O roller yüzünden soğuk bir kadın olarak da algılandınız...- Genel olarak öyle bir algı oldu. Şimdi de öyle algılanıyorum. Aslında hiç öyle biri değilim. Son derece samimi ve içtenim. Doğruları söylerim.
Sarah Jessica Parker’a çok benziyorsunuz. Bunu başkalarından da duydunuz mu?- Evet evet. Benzeten çok oluyor. New York’ta yolda yürürken dönüp tekrar bakan ve hatta o zannedenler bile oluyordu. Tavrını sevdiğim bir kadın olduğu için sorun yok ama ben Canan’ım!
Tardu en büyük değerim
Tardu Flordun’la ilişkimiz süper gidiyor. O benim canım, hayatımın en büyük değeri, çok seviyorum. İyi ki ‘Binbir Gece’de tanıştık. Dışarıya pek çıkmıyoruz, ev kuşuyuz. Birlikte PlayStation oynuyoruz. İstanbul’un gece hayatını dejenere buluyorum. Yılların taksi durakları bile paparazzilerle çalışıyor. Dışarıya ne zaman çıkarsam mutsuz ve eğlenmeden dönüyorum.

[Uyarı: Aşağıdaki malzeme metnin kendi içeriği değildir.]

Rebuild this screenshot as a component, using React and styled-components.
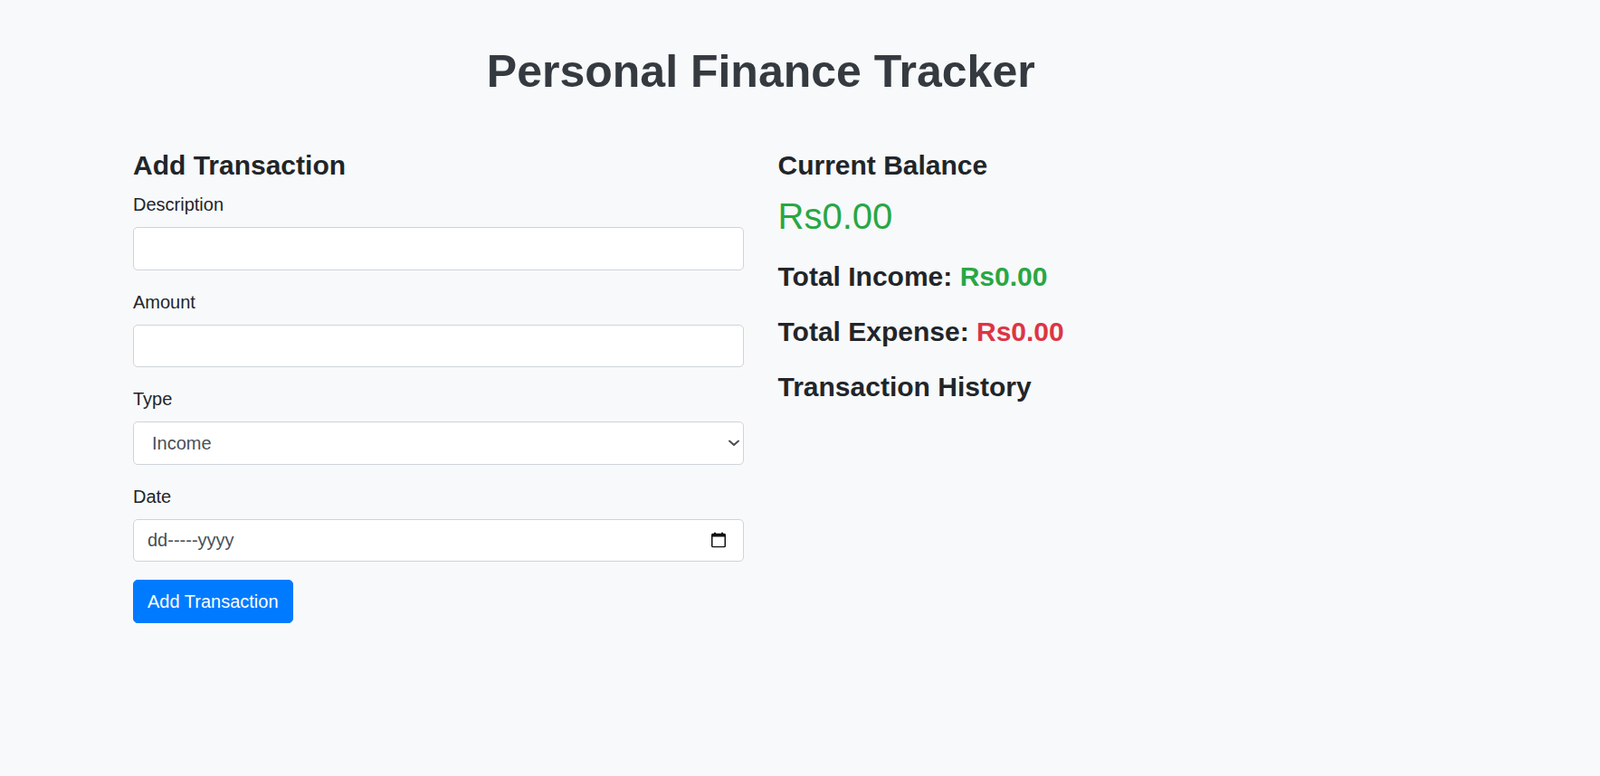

ABD’de dört yıl garsonluk yaptımCanan Ergüder, doğma büyüme İstanbullu. Babası siyasi bilimler profesörü ve Boğaziçi Üniversitesi eski rektörlerinden Üstün Ergüder. Daha küçük yaşlarda yeteneği olduğu için ailesinin yönlendirmesiyle baleye başladı. Uzun süre balerin olacağımı düşündü ama vücudu çabuk gelişince baleden vazgeçti. Bu sırada lisede Don Kişot müzikalinin seçmelerine katıldı, müzikalleri o kadar sevdi ki konservatuvara gitmeyi kafaya koydu ama ailesi tarafından ciddiye alınmadı. Baktı ailesini ikna edemeyecek, İstanbul Üniversitesi İngilizce bölümünü kazandı. Bir sene sonra da ABD’ye gitti ve dört sene sosyoloji ve tiyatro eğitimi gördü. Artık hayatını ABD’de kurmaya karar vermişti. Mezun olduktan sonra oyunculuk üzerine master yaptı ardından garsonluk işine girdi. Çalışma izni olmadığı için oyunculuk konusunda zorlanıyordu. 26 yaşında ABD’de evlendi ve çalışma iznini aldıktan sonra uzun sene para kazanmadığı tiyatro oyunları ve filmlerde oynadı. Bir yandan da garsonluğa devam etti. Artık hayatında mesleki olarak kesin bir karar vermesi gerektiğini düşünürken bir müşteriyle yaşadığı problem yüzünden dört senelik işini bıraktı. Bu arada ablası Türkiye’de fotoğrafını Ömer Faruk Sorak’a vermişti ve bir sene sonra bir telefon aldı: “Ömer Faruk Sorak da bir ajansa iletmiş fotoğraflarımı. Türkiye’ye geldiğim dönemde ‘Bıçak Sırtı’ dizisi için görüşmelere çağırıldım. Proje oyuncu kadrosu ve yönetmeniyle çok çekici geldi. Artık İstanbul’daydım. Bunu ‘Binbir Gece’ takip etti. Türkiye’ye gelmeyi düşünmezden birden burada da hayat olduğunu gördüm. ABD’den kopmaya başladım. Evliliğimi bitirdim. Dizi bittikten sonra Berkun Oya’dan ‘Bayrak’ oyunu için teklif aldım. Bu oyun bana Afife Jale ödülünü kazandırdı. Ve sonra ‘Behzat Ç.’ geldi.”